TASK REQUIREMENTS: Extract all lines that hold the string "picture".

DATA PROVIDED:
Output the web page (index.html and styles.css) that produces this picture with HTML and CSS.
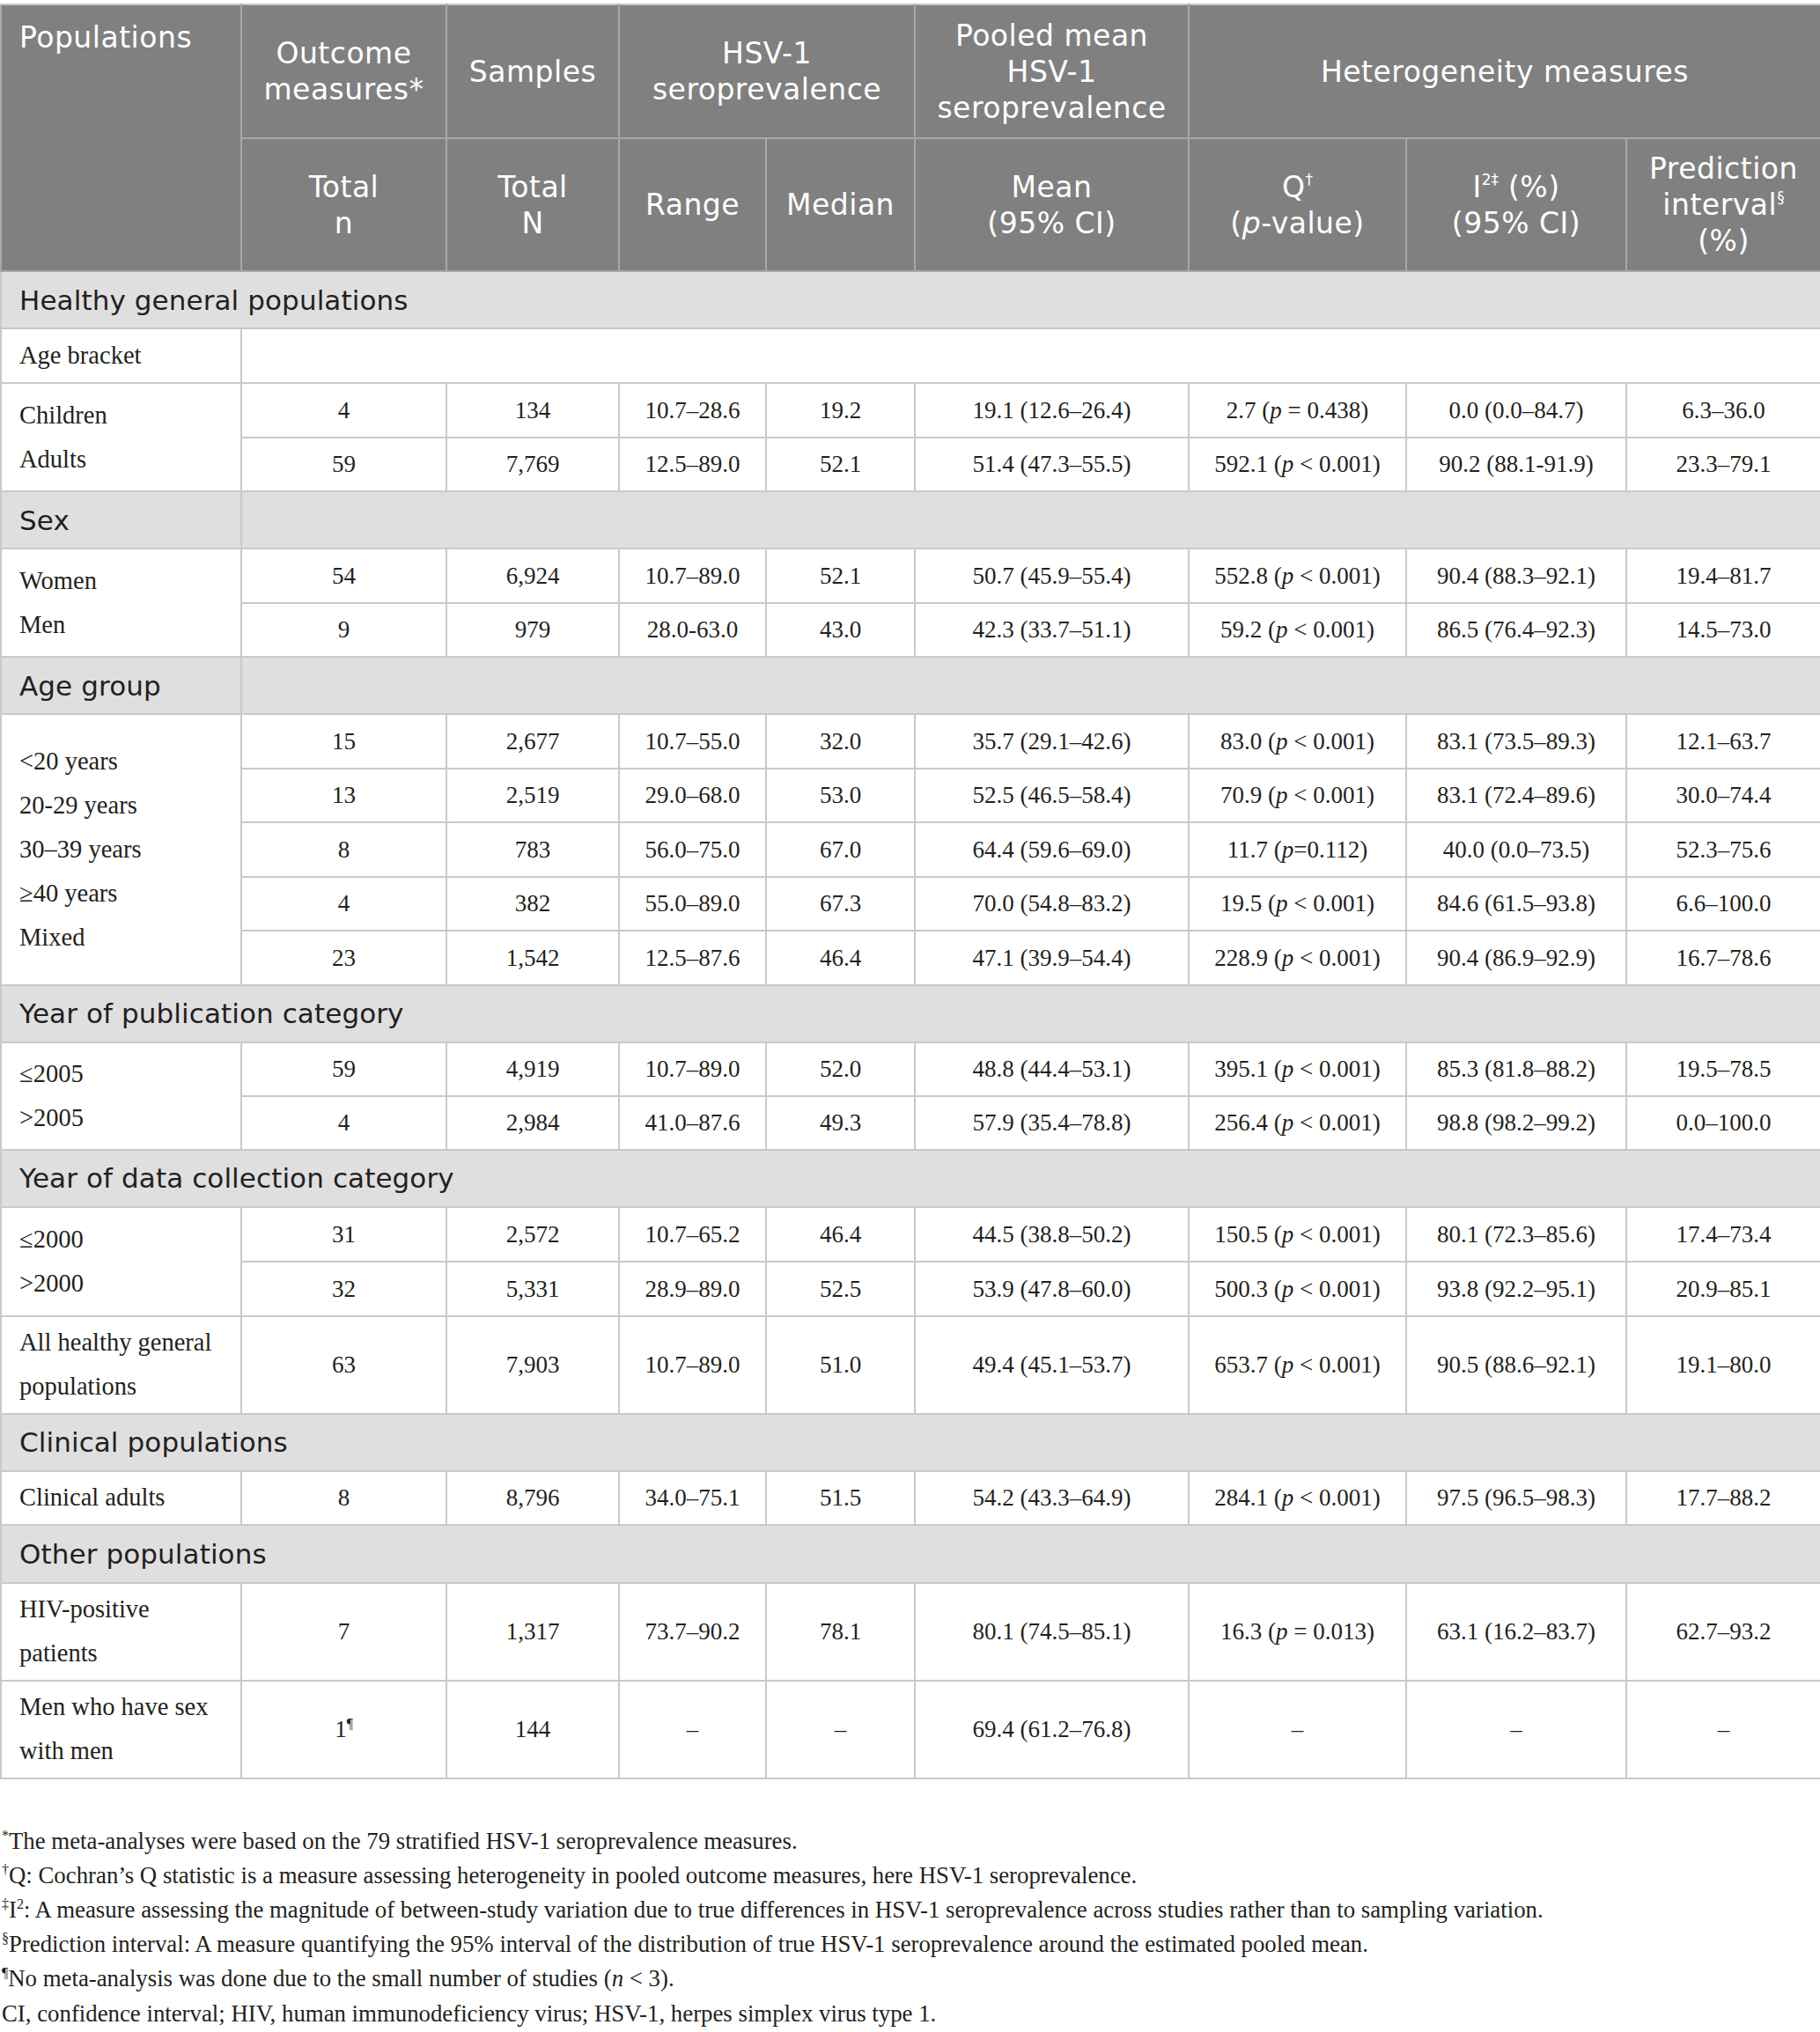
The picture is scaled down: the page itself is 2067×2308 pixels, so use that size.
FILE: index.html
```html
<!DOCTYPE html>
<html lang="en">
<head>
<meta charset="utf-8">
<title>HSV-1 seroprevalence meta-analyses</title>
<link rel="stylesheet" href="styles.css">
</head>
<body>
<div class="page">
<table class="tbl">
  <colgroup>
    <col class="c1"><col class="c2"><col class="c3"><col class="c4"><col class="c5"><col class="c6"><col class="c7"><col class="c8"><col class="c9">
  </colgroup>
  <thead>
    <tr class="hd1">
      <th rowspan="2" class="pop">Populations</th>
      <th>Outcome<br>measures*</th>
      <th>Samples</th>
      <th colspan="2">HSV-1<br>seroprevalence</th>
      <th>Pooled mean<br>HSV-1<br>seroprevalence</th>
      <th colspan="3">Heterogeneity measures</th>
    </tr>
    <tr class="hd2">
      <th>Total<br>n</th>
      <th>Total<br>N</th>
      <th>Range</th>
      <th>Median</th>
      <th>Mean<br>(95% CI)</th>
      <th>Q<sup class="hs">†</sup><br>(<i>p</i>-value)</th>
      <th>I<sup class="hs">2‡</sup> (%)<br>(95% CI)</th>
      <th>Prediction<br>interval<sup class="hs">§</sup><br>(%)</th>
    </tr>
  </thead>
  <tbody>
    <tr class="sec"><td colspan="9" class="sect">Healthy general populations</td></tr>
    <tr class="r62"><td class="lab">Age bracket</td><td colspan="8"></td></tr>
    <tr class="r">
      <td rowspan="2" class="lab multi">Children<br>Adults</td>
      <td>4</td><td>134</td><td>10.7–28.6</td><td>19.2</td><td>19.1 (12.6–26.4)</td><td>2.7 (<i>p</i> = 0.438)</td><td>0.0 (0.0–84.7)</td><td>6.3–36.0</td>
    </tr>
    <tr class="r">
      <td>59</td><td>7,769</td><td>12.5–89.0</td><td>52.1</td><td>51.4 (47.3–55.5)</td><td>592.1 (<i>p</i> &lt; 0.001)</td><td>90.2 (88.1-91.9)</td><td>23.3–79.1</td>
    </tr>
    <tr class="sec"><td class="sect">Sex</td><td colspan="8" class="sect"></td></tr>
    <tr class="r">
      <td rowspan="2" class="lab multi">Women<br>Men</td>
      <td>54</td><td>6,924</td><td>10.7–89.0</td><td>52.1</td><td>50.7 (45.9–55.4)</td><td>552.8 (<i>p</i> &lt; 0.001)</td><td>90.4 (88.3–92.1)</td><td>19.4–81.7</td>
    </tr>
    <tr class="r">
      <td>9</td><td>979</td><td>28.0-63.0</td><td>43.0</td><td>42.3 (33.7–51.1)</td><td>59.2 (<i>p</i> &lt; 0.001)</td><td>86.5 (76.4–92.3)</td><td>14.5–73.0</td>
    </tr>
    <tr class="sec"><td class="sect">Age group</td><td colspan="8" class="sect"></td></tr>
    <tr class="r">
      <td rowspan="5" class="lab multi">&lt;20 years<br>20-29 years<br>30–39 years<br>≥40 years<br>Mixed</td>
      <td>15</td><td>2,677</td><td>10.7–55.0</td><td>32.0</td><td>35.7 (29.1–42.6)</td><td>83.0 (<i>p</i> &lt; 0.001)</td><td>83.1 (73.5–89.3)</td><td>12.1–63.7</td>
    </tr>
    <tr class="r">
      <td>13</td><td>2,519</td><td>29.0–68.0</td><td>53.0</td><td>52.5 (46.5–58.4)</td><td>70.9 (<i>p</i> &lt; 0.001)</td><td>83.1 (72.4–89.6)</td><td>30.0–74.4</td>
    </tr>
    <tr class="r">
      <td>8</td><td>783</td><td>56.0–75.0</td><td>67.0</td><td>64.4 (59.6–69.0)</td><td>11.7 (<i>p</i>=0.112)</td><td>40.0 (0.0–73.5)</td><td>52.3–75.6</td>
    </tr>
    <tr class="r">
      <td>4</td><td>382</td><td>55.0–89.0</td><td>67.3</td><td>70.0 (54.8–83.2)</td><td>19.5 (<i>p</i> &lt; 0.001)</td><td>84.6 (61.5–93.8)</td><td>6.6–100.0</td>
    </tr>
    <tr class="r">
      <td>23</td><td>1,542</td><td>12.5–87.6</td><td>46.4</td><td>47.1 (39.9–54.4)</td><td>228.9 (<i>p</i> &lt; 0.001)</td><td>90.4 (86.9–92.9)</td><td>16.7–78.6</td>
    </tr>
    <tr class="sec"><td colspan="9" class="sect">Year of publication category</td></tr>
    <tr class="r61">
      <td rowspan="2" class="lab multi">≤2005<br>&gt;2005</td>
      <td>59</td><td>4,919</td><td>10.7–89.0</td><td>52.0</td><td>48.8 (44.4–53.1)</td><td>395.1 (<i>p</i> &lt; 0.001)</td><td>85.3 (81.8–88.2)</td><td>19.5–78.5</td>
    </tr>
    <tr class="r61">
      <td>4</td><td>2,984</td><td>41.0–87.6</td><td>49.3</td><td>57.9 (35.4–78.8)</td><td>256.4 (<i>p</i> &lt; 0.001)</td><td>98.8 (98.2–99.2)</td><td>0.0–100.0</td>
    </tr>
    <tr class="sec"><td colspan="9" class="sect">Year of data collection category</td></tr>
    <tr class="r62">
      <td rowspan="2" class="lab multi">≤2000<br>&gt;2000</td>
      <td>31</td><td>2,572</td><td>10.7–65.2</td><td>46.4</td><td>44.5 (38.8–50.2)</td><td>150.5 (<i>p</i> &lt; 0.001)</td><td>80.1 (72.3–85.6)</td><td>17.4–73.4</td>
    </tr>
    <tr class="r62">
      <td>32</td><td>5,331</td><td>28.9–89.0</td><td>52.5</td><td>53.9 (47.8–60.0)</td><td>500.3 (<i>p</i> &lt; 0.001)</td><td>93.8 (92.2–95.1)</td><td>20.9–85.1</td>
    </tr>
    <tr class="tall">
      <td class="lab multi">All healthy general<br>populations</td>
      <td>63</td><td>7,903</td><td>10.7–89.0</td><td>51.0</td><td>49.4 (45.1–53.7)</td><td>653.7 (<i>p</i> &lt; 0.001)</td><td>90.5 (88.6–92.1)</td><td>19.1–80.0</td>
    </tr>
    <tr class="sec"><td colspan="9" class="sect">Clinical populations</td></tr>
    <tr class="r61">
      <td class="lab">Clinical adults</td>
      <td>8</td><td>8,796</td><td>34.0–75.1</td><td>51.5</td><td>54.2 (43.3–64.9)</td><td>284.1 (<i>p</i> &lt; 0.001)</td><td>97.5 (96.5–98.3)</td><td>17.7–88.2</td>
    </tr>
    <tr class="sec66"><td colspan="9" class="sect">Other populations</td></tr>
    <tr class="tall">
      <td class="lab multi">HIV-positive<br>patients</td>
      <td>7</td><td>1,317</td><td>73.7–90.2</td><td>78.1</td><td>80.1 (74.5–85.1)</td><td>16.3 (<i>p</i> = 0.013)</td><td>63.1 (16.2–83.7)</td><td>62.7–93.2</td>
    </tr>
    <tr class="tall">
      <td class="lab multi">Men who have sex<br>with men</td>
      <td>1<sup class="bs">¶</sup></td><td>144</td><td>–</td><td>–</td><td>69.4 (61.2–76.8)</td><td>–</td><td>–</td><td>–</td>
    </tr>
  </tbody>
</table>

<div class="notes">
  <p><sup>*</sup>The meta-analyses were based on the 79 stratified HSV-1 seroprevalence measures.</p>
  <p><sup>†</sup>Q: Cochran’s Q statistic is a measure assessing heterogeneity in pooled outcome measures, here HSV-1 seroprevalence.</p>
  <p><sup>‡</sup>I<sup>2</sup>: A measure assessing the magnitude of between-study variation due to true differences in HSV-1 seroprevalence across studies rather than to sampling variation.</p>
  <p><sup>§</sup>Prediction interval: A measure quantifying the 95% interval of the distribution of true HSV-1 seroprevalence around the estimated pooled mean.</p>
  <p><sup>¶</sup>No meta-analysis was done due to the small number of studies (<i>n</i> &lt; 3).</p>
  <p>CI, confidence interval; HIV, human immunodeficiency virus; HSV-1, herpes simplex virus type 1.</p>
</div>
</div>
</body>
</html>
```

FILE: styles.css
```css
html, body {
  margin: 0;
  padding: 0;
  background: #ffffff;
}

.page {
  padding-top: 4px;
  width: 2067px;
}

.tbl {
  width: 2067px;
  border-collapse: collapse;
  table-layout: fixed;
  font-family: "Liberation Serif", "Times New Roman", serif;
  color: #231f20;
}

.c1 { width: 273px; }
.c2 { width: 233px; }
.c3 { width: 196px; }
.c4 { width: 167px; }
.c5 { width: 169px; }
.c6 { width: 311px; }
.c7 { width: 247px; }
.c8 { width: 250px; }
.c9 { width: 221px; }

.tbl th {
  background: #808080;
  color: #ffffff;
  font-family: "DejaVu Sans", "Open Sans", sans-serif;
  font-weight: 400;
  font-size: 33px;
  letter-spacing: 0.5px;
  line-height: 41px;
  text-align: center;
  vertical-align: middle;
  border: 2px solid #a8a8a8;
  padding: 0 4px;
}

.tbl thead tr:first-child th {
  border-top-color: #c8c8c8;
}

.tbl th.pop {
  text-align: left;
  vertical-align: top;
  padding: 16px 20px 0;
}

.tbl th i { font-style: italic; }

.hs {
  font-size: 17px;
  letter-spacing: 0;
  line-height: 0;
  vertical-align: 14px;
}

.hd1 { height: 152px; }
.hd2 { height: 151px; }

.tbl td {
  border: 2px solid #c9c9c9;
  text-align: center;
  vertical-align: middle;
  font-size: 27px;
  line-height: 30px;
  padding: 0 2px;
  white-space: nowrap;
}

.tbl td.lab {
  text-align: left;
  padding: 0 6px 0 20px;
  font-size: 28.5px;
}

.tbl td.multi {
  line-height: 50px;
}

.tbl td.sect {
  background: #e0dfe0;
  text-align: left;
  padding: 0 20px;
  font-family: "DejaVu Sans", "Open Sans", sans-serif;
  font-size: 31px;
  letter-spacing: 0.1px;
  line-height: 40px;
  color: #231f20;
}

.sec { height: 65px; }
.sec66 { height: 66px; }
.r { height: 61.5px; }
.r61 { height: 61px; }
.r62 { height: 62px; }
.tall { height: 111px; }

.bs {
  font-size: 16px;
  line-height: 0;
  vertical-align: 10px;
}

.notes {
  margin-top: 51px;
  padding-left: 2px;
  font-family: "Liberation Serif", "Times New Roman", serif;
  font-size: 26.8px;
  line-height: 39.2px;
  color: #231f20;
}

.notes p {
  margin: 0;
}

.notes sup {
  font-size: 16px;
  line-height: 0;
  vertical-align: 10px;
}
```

FULL RESPONSE:
Output the web page (index.html and styles.css) that produces this picture with HTML and CSS.
The picture is scaled down: the page itself is 2067×2308 pixels, so use that size.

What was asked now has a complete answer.